* **GIVEN DATA**:
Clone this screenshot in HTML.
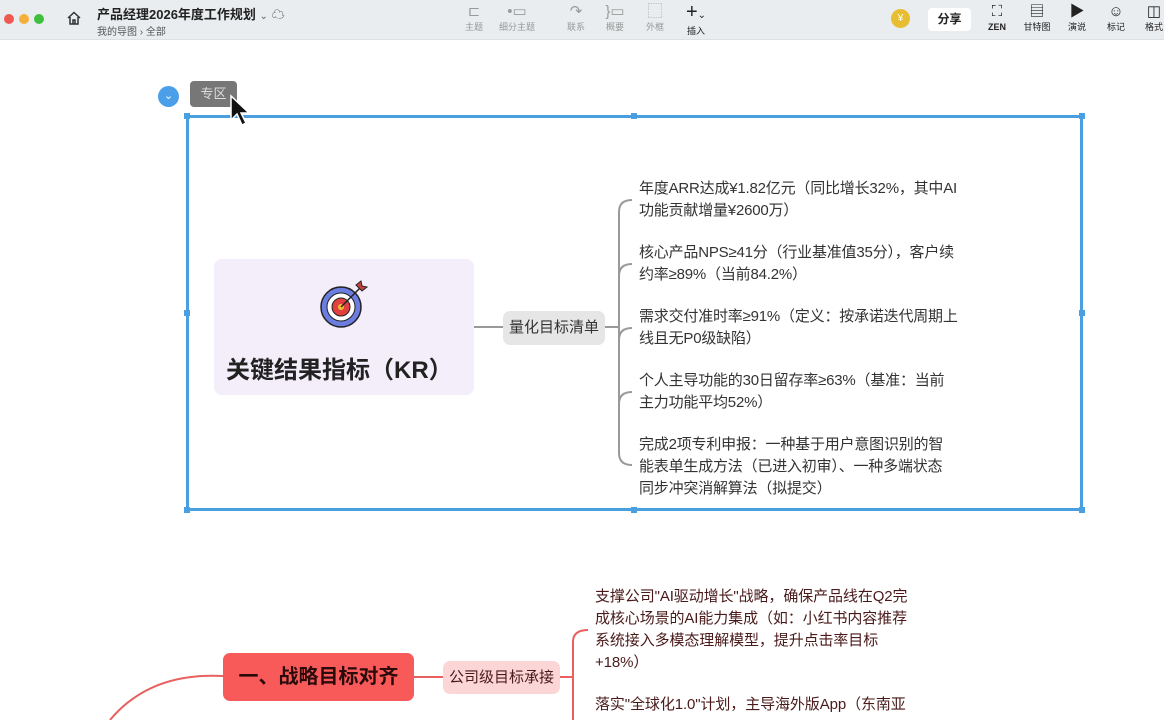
<!DOCTYPE html>
<html><head><meta charset="utf-8"><style>
*{margin:0;padding:0;box-sizing:border-box}
body{width:1164px;height:720px;overflow:hidden;background:#fff;font-family:"Liberation Sans","Noto Sans CJK SC",sans-serif;position:relative}
.a{position:absolute;white-space:nowrap}
.tb{position:absolute;left:0;top:0;width:1164px;height:40px;background:#e9edef;border-bottom:1px solid #dde1e3}
.ic{position:absolute;font-size:9px;color:#999;text-align:center;line-height:12px}
.ic i{font-style:normal;font-size:15px;line-height:18px;display:block}
.it{position:absolute;left:639px;font-size:15px;line-height:22px;color:#333;white-space:nowrap;letter-spacing:-0.2px}
.rt{position:absolute;left:595px;font-size:15px;line-height:22px;color:#4a1a1a;white-space:nowrap;letter-spacing:-0.1px}
.h{position:absolute;width:6px;height:6px;background:#4a9fe0}
</style></head><body>
<div class="tb"></div>
<div class="a" style="left:4px;top:14px;width:10px;height:10px;border-radius:50%;background:#ee5a52"></div>
<div class="a" style="left:19px;top:14px;width:10px;height:10px;border-radius:50%;background:#f4b03a"></div>
<div class="a" style="left:34px;top:14px;width:10px;height:10px;border-radius:50%;background:#3fbf3f"></div>
<svg class="a" style="left:66px;top:10px" width="16" height="16" viewBox="0 0 16 16"><path d="M2 8 L8 2.5 L14 8 M4 7 V14 H12 V7 M7 14 V10 H9 V14" fill="none" stroke="#333" stroke-width="1.5"/></svg>
<div class="a" style="left:97px;top:4px;font-size:13px;font-weight:bold;color:#222">产品经理2026年度工作规划 <span style="font-weight:normal;font-size:10px;color:#666">⌄</span> <span style="font-size:13px;color:#444">☁</span></div>
<div class="a" style="left:97px;top:23px;font-size:10px;color:#555">我的导图 › 全部</div>
<div class="ic" style="left:463px;top:3px;width:22px"><i>⊏</i>主题</div>
<div class="ic" style="left:497px;top:3px;width:40px"><i>•▭</i>细分主题</div>
<div class="ic" style="left:565px;top:3px;width:22px"><i>↷</i>联系</div>
<div class="ic" style="left:604px;top:3px;width:22px"><i>}▭</i>概要</div>
<div class="ic" style="left:644px;top:3px;width:22px"><i>⬚</i>外框</div>
<div class="ic" style="left:678px;top:3px;width:36px;color:#222"><i style="font-size:20px">+<span style="font-size:10px">⌄</span></i>插入</div>
<div class="a" style="left:891px;top:9px;width:19px;height:19px;border-radius:50%;background:#e7bd32;color:#fff;font-size:10px;text-align:center;line-height:19px">¥</div>
<div class="a" style="left:928px;top:8px;width:43px;height:23px;background:#fff;border-radius:4px;font-size:12px;font-weight:bold;text-align:center;line-height:23px;color:#222">分享</div>
<div class="ic" style="left:985px;top:3px;width:24px;color:#222"><i>⛶</i><b>ZEN</b></div>
<div class="ic" style="left:1022px;top:3px;width:30px;color:#222"><i>▤</i>甘特图</div>
<div class="ic" style="left:1065px;top:3px;width:24px;color:#222"><i>▶</i>演说</div>
<div class="ic" style="left:1104px;top:3px;width:24px;color:#222"><i>☺</i>标记</div>
<div class="ic" style="left:1142px;top:3px;width:24px;color:#222"><i>◫</i>格式</div>

<svg class="a" style="left:0;top:0" width="1164" height="720">
<rect x="187.5" y="116.5" width="894" height="393" fill="none" stroke="#4a9fe0" stroke-width="3"/>
<line x1="474" y1="327" x2="503" y2="327" stroke="#999" stroke-width="2"/>
<line x1="605" y1="327" x2="618" y2="327" stroke="#999" stroke-width="2"/>
<g fill="none" stroke="#999" stroke-width="2">
<path d="M632 200 Q619 200 619 212 V453 Q619 465 632 465"/>
<path d="M619 276 Q619 264 632 264"/><path d="M619 340 Q619 328 632 328"/><path d="M619 404 Q619 392 632 392"/>
</g>
<path d="M110 720 Q150 672 223 676" fill="none" stroke="#e86060" stroke-width="2"/>
<line x1="414" y1="677" x2="443" y2="677" stroke="#e86060" stroke-width="2"/>
<g fill="none" stroke="#e86060" stroke-width="2"><path d="M560 677 H573"/><path d="M588 630 Q573 630 573 642 V720"/></g>
</svg>
<div class="h" style="left:184px;top:113px"></div><div class="h" style="left:631px;top:113px"></div><div class="h" style="left:1079px;top:113px"></div>
<div class="h" style="left:184px;top:310px"></div><div class="h" style="left:1079px;top:310px"></div>
<div class="h" style="left:184px;top:507px"></div><div class="h" style="left:631px;top:507px"></div><div class="h" style="left:1079px;top:507px"></div>

<div class="a" style="left:158px;top:86px;width:21px;height:21px;border-radius:50%;background:#4a9fe8;color:#fff;text-align:center;font-size:11px;line-height:21px">⌄</div>
<div class="a" style="left:190px;top:81px;width:47px;height:26px;background:#777;border-radius:4px;color:#ddd;font-size:13px;text-align:center;line-height:26px">专区</div>
<svg class="a" style="left:229px;top:94px" width="26" height="36" viewBox="0 0 26 36"><path d="M2 2 V26 L8 20 L13 31 L17 29 L12 19 H20 Z" fill="#111" stroke="#fff" stroke-width="1.5"/></svg>

<div class="a" style="left:214px;top:259px;width:260px;height:136px;background:#f3eefa;border-radius:8px"></div>
<svg class="a" style="left:318px;top:280px" width="50" height="50" viewBox="0 0 50 50">
<circle cx="23" cy="27" r="20" fill="#6b7ee0" stroke="#222" stroke-width="1.5"/>
<circle cx="23" cy="27" r="14" fill="#fff" stroke="#222" stroke-width="1"/>
<circle cx="23" cy="27" r="9" fill="#e04040" stroke="#222" stroke-width="1"/>
<circle cx="23" cy="27" r="3" fill="#f0c030"/>
<line x1="23" y1="27" x2="43" y2="7" stroke="#222" stroke-width="1.5"/>
<path d="M38 5 L43 1 L44 6 L49 7 L44 11 Z" fill="#c84040" stroke="#222" stroke-width="1"/>
</svg>
<div class="a" style="left:226px;top:350px;font-size:24px;font-weight:bold;color:#222">关键结果指标（KR）</div>
<div class="a" style="left:503px;top:311px;width:102px;height:34px;background:#e6e6e6;border-radius:7px;font-size:15px;color:#333;text-align:center;line-height:34px">量化目标清单</div>

<div class="it" style="top:178px">年度ARR达成¥1.82亿元（同比增长32%，其中AI<br>功能贡献增量¥2600万）</div>
<div class="it" style="top:242px">核心产品NPS≥41分（行业基准值35分），客户续<br>约率≥89%（当前84.2%）</div>
<div class="it" style="top:306px">需求交付准时率≥91%（定义：按承诺迭代周期上<br>线且无P0级缺陷）</div>
<div class="it" style="top:370px">个人主导功能的30日留存率≥63%（基准：当前<br>主力功能平均52%）</div>
<div class="it" style="top:434px">完成2项专利申报：一种基于用户意图识别的智<br>能表单生成方法（已进入初审）、一种多端状态<br>同步冲突消解算法（拟提交）</div>

<div class="a" style="left:223px;top:653px;width:191px;height:48px;background:#f85a5a;border-radius:7px;font-size:20px;font-weight:bold;color:#2a0a0a;text-align:center;line-height:48px">一、战略目标对齐</div>
<div class="a" style="left:443px;top:661px;width:117px;height:33px;background:#fcd6d6;border-radius:7px;font-size:15px;color:#4a1a1a;text-align:center;line-height:33px">公司级目标承接</div>
<div class="rt" style="top:586px">支撑公司"AI驱动增长"战略，确保产品线在Q2完<br>成核心场景的AI能力集成（如：小红书内容推荐<br>系统接入多模态理解模型，提升点击率目标<br>+18%）</div>
<div class="rt" style="top:694px">落实"全球化1.0"计划，主导海外版App（东南亚</div>
</body></html>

* **GOAL**: Except for the pictures, reproduce every line exactly.

* **RESPONSE TO THE EXERCISE**:
Clone this screenshot in HTML.
<!DOCTYPE html>
<html><head><meta charset="utf-8"><style>
*{margin:0;padding:0;box-sizing:border-box}
body{width:1164px;height:720px;overflow:hidden;background:#fff;font-family:"Liberation Sans","Noto Sans CJK SC",sans-serif;position:relative}
.a{position:absolute;white-space:nowrap}
.tb{position:absolute;left:0;top:0;width:1164px;height:40px;background:#e9edef;border-bottom:1px solid #dde1e3}
.ic{position:absolute;font-size:9px;color:#999;text-align:center;line-height:12px}
.ic i{font-style:normal;font-size:15px;line-height:18px;display:block}
.it{position:absolute;left:639px;font-size:15px;line-height:22px;color:#333;white-space:nowrap;letter-spacing:-0.2px}
.rt{position:absolute;left:595px;font-size:15px;line-height:22px;color:#4a1a1a;white-space:nowrap;letter-spacing:-0.1px}
.h{position:absolute;width:6px;height:6px;background:#4a9fe0}
</style></head><body>
<div class="tb"></div>
<div class="a" style="left:4px;top:14px;width:10px;height:10px;border-radius:50%;background:#ee5a52"></div>
<div class="a" style="left:19px;top:14px;width:10px;height:10px;border-radius:50%;background:#f4b03a"></div>
<div class="a" style="left:34px;top:14px;width:10px;height:10px;border-radius:50%;background:#3fbf3f"></div>
<svg class="a" style="left:66px;top:10px" width="16" height="16" viewBox="0 0 16 16"><path d="M2 8 L8 2.5 L14 8 M4 7 V14 H12 V7 M7 14 V10 H9 V14" fill="none" stroke="#333" stroke-width="1.5"/></svg>
<div class="a" style="left:97px;top:4px;font-size:13px;font-weight:bold;color:#222">产品经理2026年度工作规划 <span style="font-weight:normal;font-size:10px;color:#666">⌄</span> <span style="font-size:13px;color:#444">☁</span></div>
<div class="a" style="left:97px;top:23px;font-size:10px;color:#555">我的导图 › 全部</div>
<div class="ic" style="left:463px;top:3px;width:22px"><i>⊏</i>主题</div>
<div class="ic" style="left:497px;top:3px;width:40px"><i>•▭</i>细分主题</div>
<div class="ic" style="left:565px;top:3px;width:22px"><i>↷</i>联系</div>
<div class="ic" style="left:604px;top:3px;width:22px"><i>}▭</i>概要</div>
<div class="ic" style="left:644px;top:3px;width:22px"><i>⬚</i>外框</div>
<div class="ic" style="left:678px;top:3px;width:36px;color:#222"><i style="font-size:20px">+<span style="font-size:10px">⌄</span></i>插入</div>
<div class="a" style="left:891px;top:9px;width:19px;height:19px;border-radius:50%;background:#e7bd32;color:#fff;font-size:10px;text-align:center;line-height:19px">¥</div>
<div class="a" style="left:928px;top:8px;width:43px;height:23px;background:#fff;border-radius:4px;font-size:12px;font-weight:bold;text-align:center;line-height:23px;color:#222">分享</div>
<div class="ic" style="left:985px;top:3px;width:24px;color:#222"><i>⛶</i><b>ZEN</b></div>
<div class="ic" style="left:1022px;top:3px;width:30px;color:#222"><i>▤</i>甘特图</div>
<div class="ic" style="left:1065px;top:3px;width:24px;color:#222"><i>▶</i>演说</div>
<div class="ic" style="left:1104px;top:3px;width:24px;color:#222"><i>☺</i>标记</div>
<div class="ic" style="left:1142px;top:3px;width:24px;color:#222"><i>◫</i>格式</div>

<svg class="a" style="left:0;top:0" width="1164" height="720">
<rect x="187.5" y="116.5" width="894" height="393" fill="none" stroke="#4a9fe0" stroke-width="3"/>
<line x1="474" y1="327" x2="503" y2="327" stroke="#999" stroke-width="2"/>
<line x1="605" y1="327" x2="618" y2="327" stroke="#999" stroke-width="2"/>
<g fill="none" stroke="#999" stroke-width="2">
<path d="M632 200 Q619 200 619 212 V453 Q619 465 632 465"/>
<path d="M619 276 Q619 264 632 264"/><path d="M619 340 Q619 328 632 328"/><path d="M619 404 Q619 392 632 392"/>
</g>
<path d="M110 720 Q150 672 223 676" fill="none" stroke="#e86060" stroke-width="2"/>
<line x1="414" y1="677" x2="443" y2="677" stroke="#e86060" stroke-width="2"/>
<g fill="none" stroke="#e86060" stroke-width="2"><path d="M560 677 H573"/><path d="M588 630 Q573 630 573 642 V720"/></g>
</svg>
<div class="h" style="left:184px;top:113px"></div><div class="h" style="left:631px;top:113px"></div><div class="h" style="left:1079px;top:113px"></div>
<div class="h" style="left:184px;top:310px"></div><div class="h" style="left:1079px;top:310px"></div>
<div class="h" style="left:184px;top:507px"></div><div class="h" style="left:631px;top:507px"></div><div class="h" style="left:1079px;top:507px"></div>

<div class="a" style="left:158px;top:86px;width:21px;height:21px;border-radius:50%;background:#4a9fe8;color:#fff;text-align:center;font-size:11px;line-height:21px">⌄</div>
<div class="a" style="left:190px;top:81px;width:47px;height:26px;background:#777;border-radius:4px;color:#ddd;font-size:13px;text-align:center;line-height:26px">专区</div>
<svg class="a" style="left:229px;top:94px" width="26" height="36" viewBox="0 0 26 36"><path d="M2 2 V26 L8 20 L13 31 L17 29 L12 19 H20 Z" fill="#111" stroke="#fff" stroke-width="1.5"/></svg>

<div class="a" style="left:214px;top:259px;width:260px;height:136px;background:#f3eefa;border-radius:8px"></div>
<svg class="a" style="left:318px;top:280px" width="50" height="50" viewBox="0 0 50 50">
<circle cx="23" cy="27" r="20" fill="#6b7ee0" stroke="#222" stroke-width="1.5"/>
<circle cx="23" cy="27" r="14" fill="#fff" stroke="#222" stroke-width="1"/>
<circle cx="23" cy="27" r="9" fill="#e04040" stroke="#222" stroke-width="1"/>
<circle cx="23" cy="27" r="3" fill="#f0c030"/>
<line x1="23" y1="27" x2="43" y2="7" stroke="#222" stroke-width="1.5"/>
<path d="M38 5 L43 1 L44 6 L49 7 L44 11 Z" fill="#c84040" stroke="#222" stroke-width="1"/>
</svg>
<div class="a" style="left:226px;top:350px;font-size:24px;font-weight:bold;color:#222">关键结果指标（KR）</div>
<div class="a" style="left:503px;top:311px;width:102px;height:34px;background:#e6e6e6;border-radius:7px;font-size:15px;color:#333;text-align:center;line-height:34px">量化目标清单</div>

<div class="it" style="top:178px">年度ARR达成¥1.82亿元（同比增长32%，其中AI<br>功能贡献增量¥2600万）</div>
<div class="it" style="top:242px">核心产品NPS≥41分（行业基准值35分），客户续<br>约率≥89%（当前84.2%）</div>
<div class="it" style="top:306px">需求交付准时率≥91%（定义：按承诺迭代周期上<br>线且无P0级缺陷）</div>
<div class="it" style="top:370px">个人主导功能的30日留存率≥63%（基准：当前<br>主力功能平均52%）</div>
<div class="it" style="top:434px">完成2项专利申报：一种基于用户意图识别的智<br>能表单生成方法（已进入初审）、一种多端状态<br>同步冲突消解算法（拟提交）</div>

<div class="a" style="left:223px;top:653px;width:191px;height:48px;background:#f85a5a;border-radius:7px;font-size:20px;font-weight:bold;color:#2a0a0a;text-align:center;line-height:48px">一、战略目标对齐</div>
<div class="a" style="left:443px;top:661px;width:117px;height:33px;background:#fcd6d6;border-radius:7px;font-size:15px;color:#4a1a1a;text-align:center;line-height:33px">公司级目标承接</div>
<div class="rt" style="top:586px">支撑公司"AI驱动增长"战略，确保产品线在Q2完<br>成核心场景的AI能力集成（如：小红书内容推荐<br>系统接入多模态理解模型，提升点击率目标<br>+18%）</div>
<div class="rt" style="top:694px">落实"全球化1.0"计划，主导海外版App（东南亚</div>
</body></html>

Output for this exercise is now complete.